No perdamos la batalla

No perdamos la batalla

MARIEN ARISTY CAPITAN
Cuando era pequeña no era capaz de soportar el dolor de los demás. Me parecía injusto, incluso dudaba que Dios fuera tan bueno como decían las monjas del Apostolado porque, ¿cómo podía entenderse que no se compadeciera de los niños hambrientos, esos que pedían en la calle y me partían el corazón?

Mi cuestionamiento llegó a ocasionarme muchos problemas en la clase de religión. Con ocho años, incluso, estuvieron al punto de echarme del colegio. Y aprendí a callar, entonces, porque no me quedaba más remedio.

De aquella mañana en que mi padre tuvo que interceder por mí han pasado veintiséis años. Como ayer, sin embargo, me sigue doliendo lo que le pasa a los demás. ¿La diferencia? He entendido que la culpa no es de Dios: es sólo nuestra.

Llegar a esa conclusión es muy fácil cuando se ven rostros como los de Gladys María Guerrero, con 32 semanas de embarazo; Santa de la Cruz y Maritza de Jesús, quienes tuvieron que pagar por la irresponsabilidad y el abuso de un grupo de choferes que entiende que la mejor forma de reclamar sus derechos es destruyendo las vidas de quienes dependen de ellos para sobrevivir.

Esas tres mujeres, como tantas otras que se levantan al alba para trabajar y echar hacia delante a su familia, deben estarse preguntando lo mismo que yo: ¿por qué, si supone que la lucha era contra el gobierno, se ensañaron contra ellas? ¿En qué estaban pensando cuando, al lanzar la bomba casera, incendiaron aquel autobús? ¿No se les ocurrió que alguien podría morir? ¿Tampoco pensaron en que estaban hiriendo a quienes, paradójicamente, les pagan los pasajes con los que sustentan a sus familias?

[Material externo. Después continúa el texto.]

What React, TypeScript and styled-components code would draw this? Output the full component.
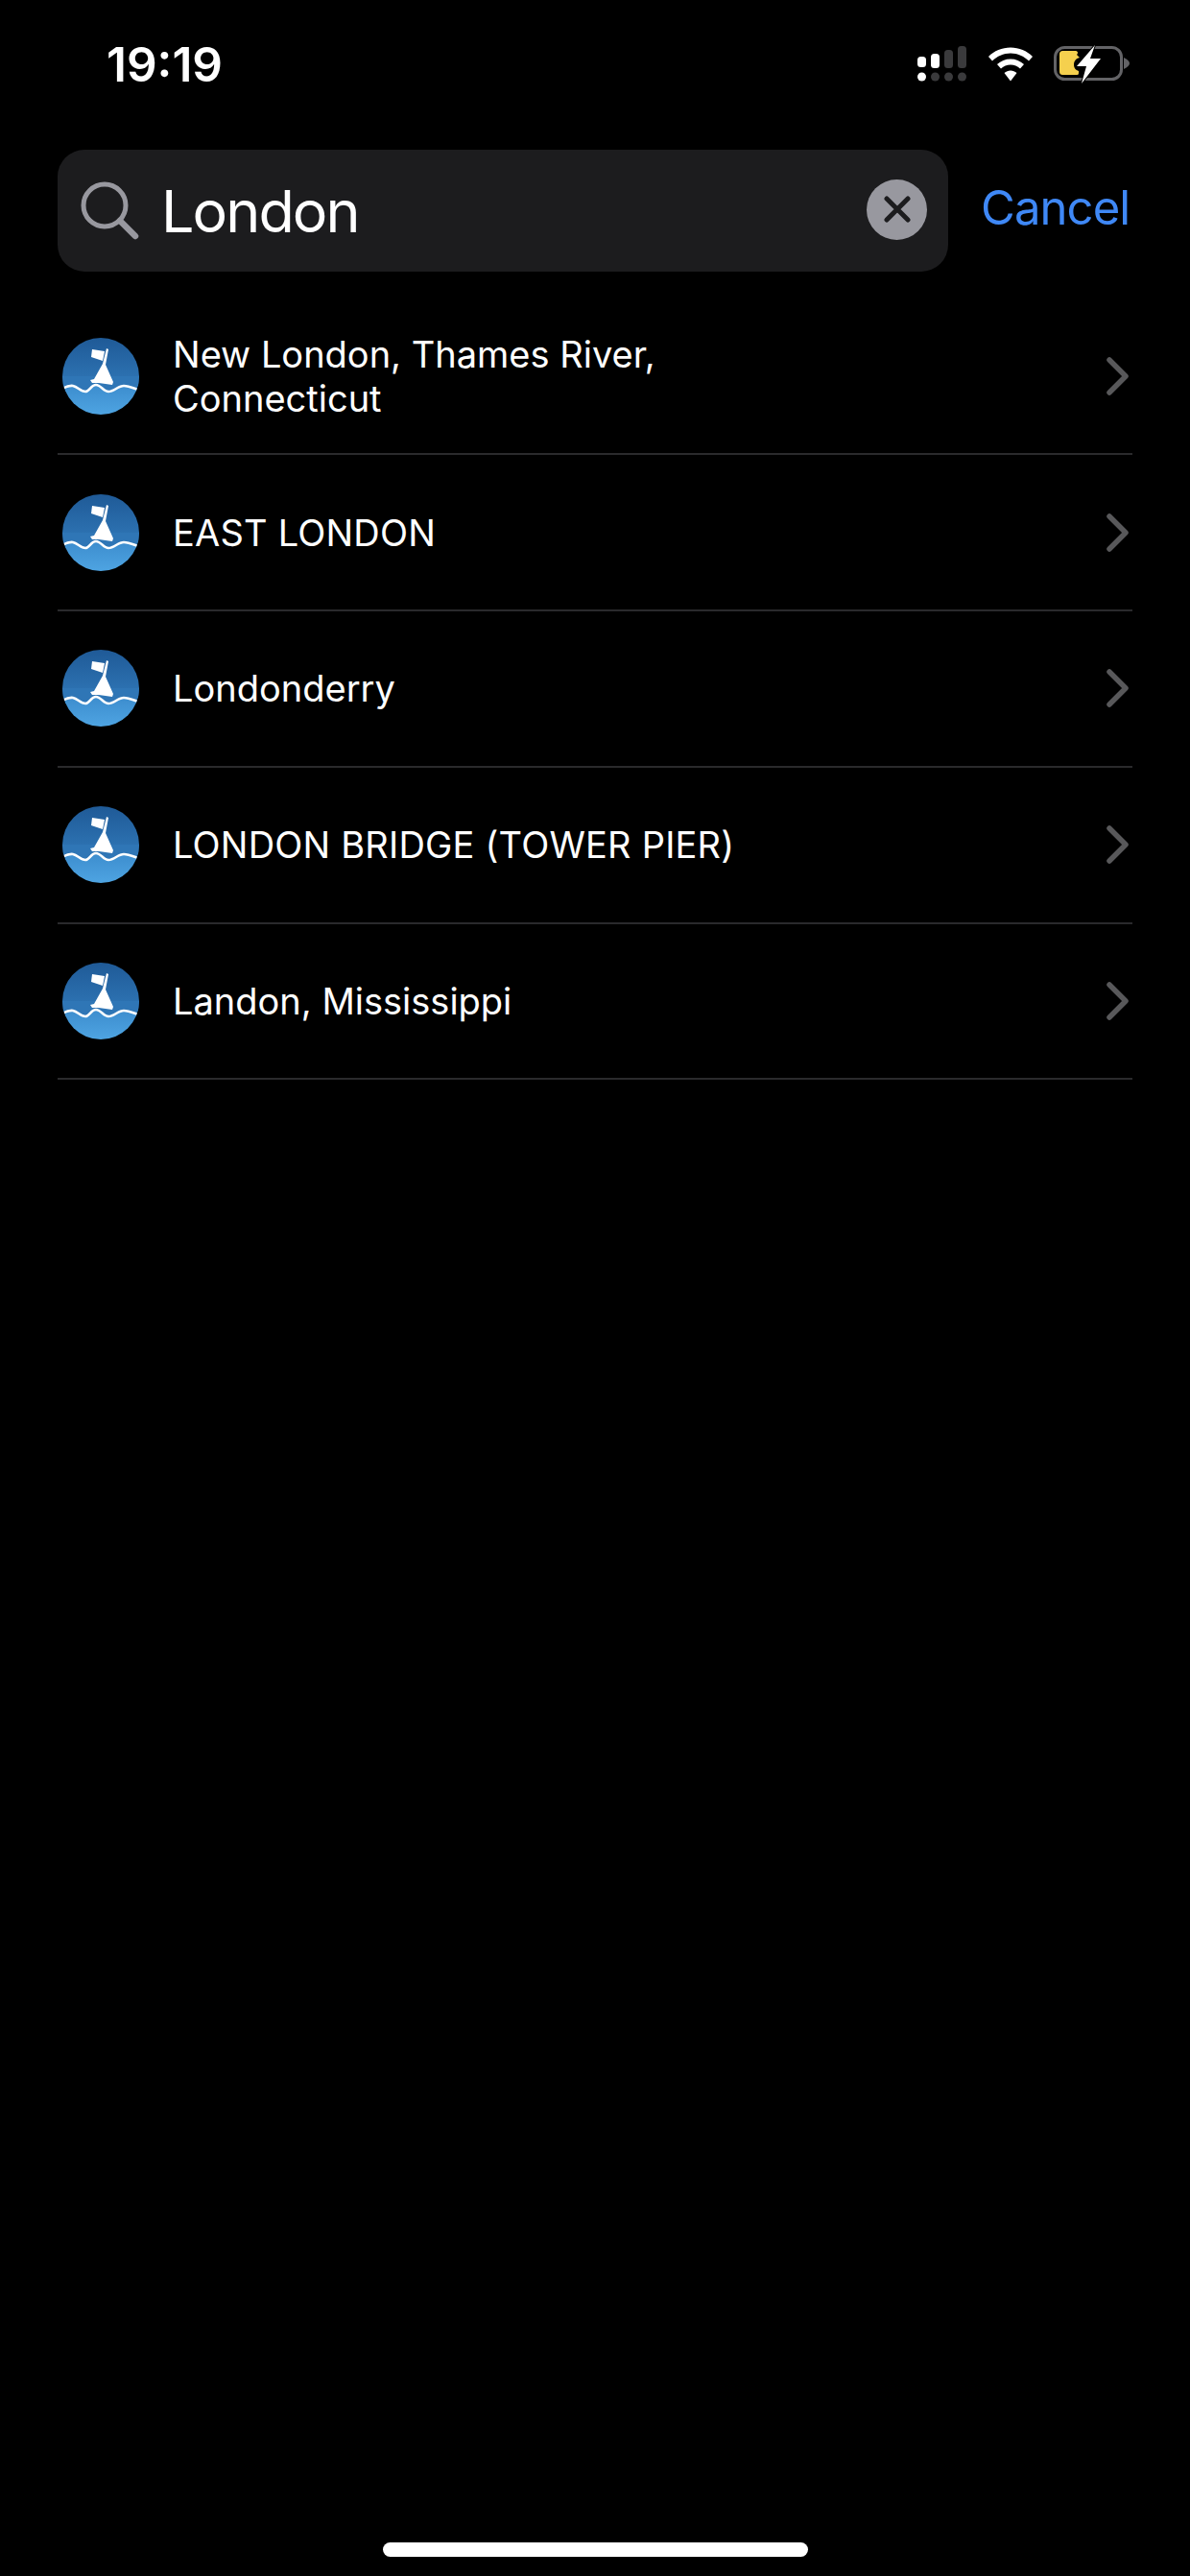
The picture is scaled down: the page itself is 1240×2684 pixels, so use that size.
import React from 'react'
import styled, { createGlobalStyle } from 'styled-components'

const Global = createGlobalStyle`
  html, body { margin: 0; padding: 0; background: #000; }
  * { box-sizing: border-box; }
`

const RESULTS = [
  ['New London, Thames River,', 'Connecticut'],
  ['EAST LONDON'],
  ['Londonderry'],
  ['LONDON BRIDGE (TOWER PIER)'],
  ['Landon, Mississippi']
]

function BuoyIcon({ id }: { id: number }) {
  const wave = 'M-2 54 C3 51 7 49.500 11 50 C16 51 19 56 24 56 C28 56 30 49 35 49 C40 49 43 56 48 56 C54 56 58 50 64 50 C69 50 73 52 82 55'
  return (
    <svg width="80" height="80" viewBox="0 0 80 80">
      <defs>
        <linearGradient id={`sky${id}`} x1="0" y1="0" x2="0" y2="1">
          <stop offset="0" stopColor="#1f5a97" />
          <stop offset="1" stopColor="#2f76b6" />
        </linearGradient>
        <linearGradient id={`sea${id}`} x1="0" y1="0" x2="0" y2="1">
          <stop offset="0" stopColor="#3c8ccd" />
          <stop offset="1" stopColor="#4ea4e2" />
        </linearGradient>
        <clipPath id={`disc${id}`}>
          <circle cx="40" cy="40" r="40" />
        </clipPath>
      </defs>
      <g clipPath={`url(#disc${id})`}>
        <rect width="80" height="50" fill={`url(#sky${id})`} />
        <rect y="48" width="80" height="32" fill={`url(#sea${id})`} />
        <path d={`${wave} L82 40 L-2 40Z`} fill="#2f76b6" />
        <path d="M31 12 L44 14 L42 24 L30 20Z" fill="#fff" />
        <path d="M46 11 L48 12 L45 28 L53 46 L52 49 L38 47 L31 47 L29 44 L33 43 L42 27Z" fill="#fff" />
        <path d={wave} fill="none" stroke="#fff" strokeWidth="2.600" />
      </g>
    </svg>
  )
}

export default function App() {
  return (
    <S.Page>
      <Global />
      <S.StatusBar>
        <S.Time>19:19</S.Time>
        <S.StatusIcons>
          <svg width="52" height="38" viewBox="0 0 52 38">
            <rect x="0" y="11" width="9" height="11" rx="3.500" fill="#fff" />
            <rect x="14" y="8" width="9" height="15" rx="3.500" fill="#fff" />
            <rect x="28" y="4" width="9" height="19" rx="3.500" fill="#3a3a3c" />
            <rect x="42" y="0" width="9" height="23" rx="3.500" fill="#3a3a3c" />
            <circle cx="4.500" cy="32" r="4.500" fill="#fff" />
            <circle cx="18.500" cy="32" r="4.500" fill="#3a3a3c" />
            <circle cx="32.500" cy="32" r="4.500" fill="#3a3a3c" />
            <circle cx="46.500" cy="32" r="4.500" fill="#3a3a3c" />
          </svg>
          <svg width="48" height="37" viewBox="0 0 48 36">
            <path d="M24 0 C33 0 41 3.500 47 9.500 L43 14 C38 9 31.500 6 24 6 C16.500 6 10 9 5 14 L1 9.500 C7 3.500 15 0 24 0Z" fill="#fff" />
            <path d="M24 12 C29.500 12 34 14 38 17.500 L34 22 C31 19.500 28 18 24 18 C20 18 17 19.500 14 22 L10 17.500 C14 14 18.500 12 24 12Z" fill="#fff" />
            <path d="M24 24 C26.500 24 28.500 25 30.500 26.500 L24 35 L17.500 26.500 C19.500 25 21.500 24 24 24Z" fill="#fff" />
          </svg>
          <svg width="80" height="40" viewBox="0 0 80 40">
            <rect x="1.500" y="2.500" width="69" height="33" rx="10" fill="none" stroke="#636366" strokeWidth="3" />
            <path d="M73 13 C77 15 79 17 79 19 C79 21 77 23 73 25Z" fill="#636366" />
            <path d="M10 6 H22 C25 6 26 8 24 10 L27 13 C23 14 21 17 21 20 C21 24 23 26 26 27 V29 C26 31 25 31 23 31 H10 C7 31 6 30 6 27 V10 C6 7 7 6 10 6Z" fill="#f5d04e" />
            <path d="M43 0 L24 22 H34 L29 40 L49 14 H38 Z" fill="#fff" stroke="#000" strokeWidth="2" paintOrder="stroke" />
          </svg>
        </S.StatusIcons>
      </S.StatusBar>

      <S.SearchRow>
        <S.SearchBox>
          <svg width="62" height="62" viewBox="0 0 62 62">
            <circle cx="25" cy="25" r="22" fill="none" stroke="#98989f" strokeWidth="5" />
            <path d="M41 41 L57 57" stroke="#98989f" strokeWidth="6.500" strokeLinecap="round" />
          </svg>
          <S.Query>London</S.Query>
          <S.Clear>
            <svg width="28" height="28" viewBox="0 0 28 28">
              <path d="M3 3 L25 25 M25 3 L3 25" stroke="#1c1c1e" strokeWidth="5" strokeLinecap="round" />
            </svg>
          </S.Clear>
        </S.SearchBox>
        <S.Cancel>Cancel</S.Cancel>
      </S.SearchRow>

      <S.List>
        {RESULTS.map((lines, i) => (
          <S.Row key={i}>
            <BuoyIcon id={i} />
            <S.Label $caps={lines[0] === lines[0].toUpperCase()}>
              {lines.map(l => <div key={l}>{l}</div>)}
            </S.Label>
            <svg width="24" height="40" viewBox="0 0 24 40">
              <path d="M3 3 L20 20 L3 37" fill="none" stroke="#58585a" strokeWidth="5.500" strokeLinecap="round" strokeLinejoin="round" />
            </svg>
          </S.Row>
        ))}
      </S.List>

      <S.HomeBar />
    </S.Page>
  )
}

const S = {
  Page: styled.div`
    position: relative;
    width: 1240px;
    height: 2684px;
    background: #000;
    color: #fff;
    font-family: Inter, 'Liberation Sans', sans-serif;
    overflow: hidden;
`,

  StatusBar: styled.div`
    height: 156px;
    padding: 43px 62px 0 111px;
    display: flex;
    justify-content: space-between;
    align-items: flex-start;
`,

  Time: styled.div`
    font-size: 49.5px;
    line-height: 48px;
    font-weight: 600;
`,

  StatusIcons: styled.div`
    display: flex;
    align-items: center;
    gap: 21px;
    padding-top: 4px;
`,

  SearchRow: styled.div`
    display: flex;
    align-items: center;
    padding: 0 64px 0 60px;
    gap: 34px;
`,

  SearchBox: styled.div`
    flex: 1;
    height: 127px;
    background: #1c1c1e;
    border-radius: 28px;
    display: flex;
    align-items: center;
    padding: 0 22px 0 24px;
`,

  Query: styled.div`
    flex: 1;
    margin-left: 22px;
    font-size: 61px;
    line-height: 70px;
    letter-spacing: -1.9px;
`,

  Clear: styled.div`
    width: 63px;
    height: 63px;
    margin-top: -3px;
    border-radius: 50%;
    background: #98989f;
    display: flex;
    align-items: center;
    justify-content: center;
`,

  Cancel: styled.div`
    width: 154px;
    margin-top: -6px;
    font-size: 49px;
    line-height: 60px;
    letter-spacing: -0.9px;
    white-space: nowrap;
    color: #3f88f6;
`,

  List: styled.div`
    margin: 28.5px 60px 0 60px;
`,

  Row: styled.div`
    display: flex;
    align-items: center;
    height: 162.75px;
    padding: 1px 3px 1px 5px;
    border-bottom: 2px solid #2a2a2c;
`,

  Label: styled.div<{ $caps: boolean }>`
    flex: 1;
    margin-left: 35px;
    font-size: 38px;
    line-height: 46px;
    letter-spacing: ${({ $caps }) => $caps ? '0.2px' : '0'};
`,

  HomeBar: styled.div`
    position: absolute;
    left: 399px;
    top: 2649px;
    width: 443px;
    height: 15px;
    border-radius: 8px;
    background: #fff;
`
}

Amén de que las marcas que les quedarán físicamente a esas mujeres, esos bandidos han abierto en ellas otra herida que no cicatrizará jamás: la del miedo (que también acompañará a los demás pasajeros que estaban junto a ellas y salieron ilesos).

Solidarizada con esa angustia, la sociedad dominicana ve con preocupación la situación del transporte público. Las cosas, evidentemente, se han salido de control y han cruzado el umbral de lo permisible y aceptable. Por tanto, urge que se ponga coto al poder de los transportistas y sus legionarios.

Si era demasiado que ellos pudieran decidir si colapsaban o no el sistema del transporte, dejando varados a cientos de infelices que se quedaban en las calles a la espera de poder salir o llegar a sus casas, con lo de la huelga del último lunes sobrepasaron todos los límites. Al hacerlo, con este terrible acto vandálico, echaron por tierra cualquier posibilidad de que alguien se solidarice con su causa.

Por más que quieran evitarlo, ya nadie podrá verles a la cara sin pensar en que no son más que un grupo de insensatos con la capacidad de llegar hasta las más truculentas consecuencias con tal de salirse con la suya.

Lo más peligroso de esto es que, si se salen con la suya, estaremos llegando a un punto en el que no habrá retorno: ellos entenderán que, con amedrentarnos violentamente, podrán hacer con el país y con nuestro dinero lo que deseen.

Este ejemplo sería muy nocivo en una sociedad que está cada vez más resquebrajada a causa del afán de lucro de muchos ciudadanos de dudosa reputación que ansían hacerse con las arcas públicas consiguiendo subsidios y beneficios que no les corresponden. Ya tenemos el ejemplo del gas propano. ¿Dejaremos que haya más?

No podemos darnos el lujo de seguir manteniendo a ese grupo de prohombres que dice hablar en nombre de los sindicatos cuando, en honor de la verdad, el dinero que ganan se queda en sus bolsillos. Hay que rescatar el transporte público, el público de verdad, y cortar de raíz ese gran negocio del transporte que tanto dinero le genera a unos pocos.

También debemos castigar a los responsables del incidente del lunes pasado. Recordemos que en otros países lo que fueron pequeños actos vandálicos, con el paso de tiempo, degeneraron en guerrillas y terrorismo. No lleguemos hasta ahí, no perdamos esa batalla, porque entonces ni Dios podrá salvarnos.